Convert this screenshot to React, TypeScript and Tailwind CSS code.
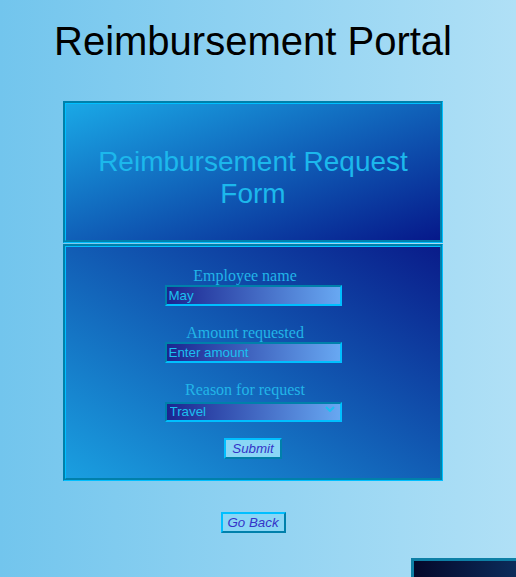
import React from "react";

export default function App() {
  return (
    <div
      className="relative w-[516px] h-[577px] overflow-hidden bg-[linear-gradient(to_right,#72c5ed,#b0e0f6)]"
      style={{ fontFamily: '"Liberation Sans", Arial, sans-serif' }}
    >
      <div className="w-[506px] flex flex-col items-center">
        <h1 className="mt-[18px] text-[40px] leading-[46px] text-black font-normal">
          Reimbursement Portal
        </h1>

        <div className="mt-[37px] w-[380px] flex flex-col gap-[1px]">
          <div className="h-[142px] border-[3px] [border-style:groove] border-[#00bfff] bg-[linear-gradient(to_bottom_right,#1aa8e6,#06188a)] pt-[42px] text-center">
            <h2 className="text-[28px] leading-[32px] text-[#1cb8ec] font-normal">
              Reimbursement Request
              <br />
              Form
            </h2>
          </div>

          <div className="h-[237px] border-[3px] [border-style:groove] border-[#00bfff] bg-[linear-gradient(to_top_right,#1a9fe0,#0a1c8a)] pt-[20px] flex flex-col items-center">
            <label
              className="block w-full pr-[16px] text-center text-[16px] leading-[18px] text-[#22b5e8]"
              style={{ fontFamily: '"Liberation Serif", "Times New Roman", serif' }}
            >
              Employee name
            </label>
            <input
              defaultValue="May"
              className="w-[177px] h-[21px] border-2 [border-style:inset] border-[#00bfff] bg-[linear-gradient(to_right,#1a2590,#68a8f2)] px-[2px] text-[13.33px] text-[#1cc0f0] outline-none"
              style={{ fontFamily: '"Liberation Sans", Arial, sans-serif' }}
            />

            <label
              className="mt-[18px] block w-full pr-[16px] text-center text-[16px] leading-[18px] text-[#22b5e8]"
              style={{ fontFamily: '"Liberation Serif", "Times New Roman", serif' }}
            >
              Amount requested
            </label>
            <input
              placeholder="Enter amount"
              className="w-[177px] h-[21px] border-2 [border-style:inset] border-[#00bfff] bg-[linear-gradient(to_right,#1a2590,#68a8f2)] px-[2px] text-[13.33px] text-[#1cc0f0] placeholder:text-[#1cc0f0] outline-none"
              style={{ fontFamily: '"Liberation Sans", Arial, sans-serif' }}
            />

            <label
              className="mt-[18px] block w-full pr-[16px] text-center text-[16px] leading-[18px] text-[#22b5e8]"
              style={{ fontFamily: '"Liberation Serif", "Times New Roman", serif' }}
            >
              Reason for request
            </label>
            <div className="relative w-[177px] h-[20px]">
              <select
                defaultValue="Travel"
                className="appearance-none w-[177px] h-[20px] border-2 [border-style:inset] border-[#00bfff] bg-[linear-gradient(to_right,#1a2590,#68a8f2)] pl-[3px] text-[13.33px] leading-[16px] text-[#1cc0f0] outline-none"
                style={{ fontFamily: '"Liberation Sans", Arial, sans-serif' }}
              >
                <option>Travel</option>
                <option>Meals</option>
                <option>Supplies</option>
              </select>
              <svg
                className="pointer-events-none absolute right-[7px] top-[7px]"
                width="10"
                height="6"
                viewBox="0 0 10 6"
              >
                <path d="M1 1 L5 5 L9 1" fill="none" stroke="#1cc0f0" strokeWidth="2" />
              </svg>
            </div>

            <button
              className="mt-[19px] w-[58px] h-[21px] border-2 [border-style:outset] border-[#00bfff] bg-[#8ad6f5] text-[13.33px] italic text-[#3434c8] leading-[15px]"
              style={{ fontFamily: '"Liberation Sans", Arial, sans-serif' }}
            >
              Submit
            </button>
          </div>
        </div>

        <button
          className="mt-[31px] w-[65px] h-[21px] border-2 [border-style:outset] border-[#00bfff] bg-[#8ad6f5] text-[13.33px] italic text-[#3434c8] leading-[15px]"
          style={{ fontFamily: '"Liberation Sans", Arial, sans-serif' }}
        >
          Go Back
        </button>
      </div>

      <div className="absolute left-[411px] top-[558px] w-[200px] h-[80px] border-[3px] border-[#0e80a6] bg-[linear-gradient(to_right,#04082a,#124c86)]" />
    </div>
  );
}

-----

> [Exercise]:
Repeat only what lies between the start of the data and the end of the line containing "import React from", exactly, with pictures left out.

> [Written answer]:
Convert this screenshot to React, TypeScript and Tailwind CSS code.
import React from "react";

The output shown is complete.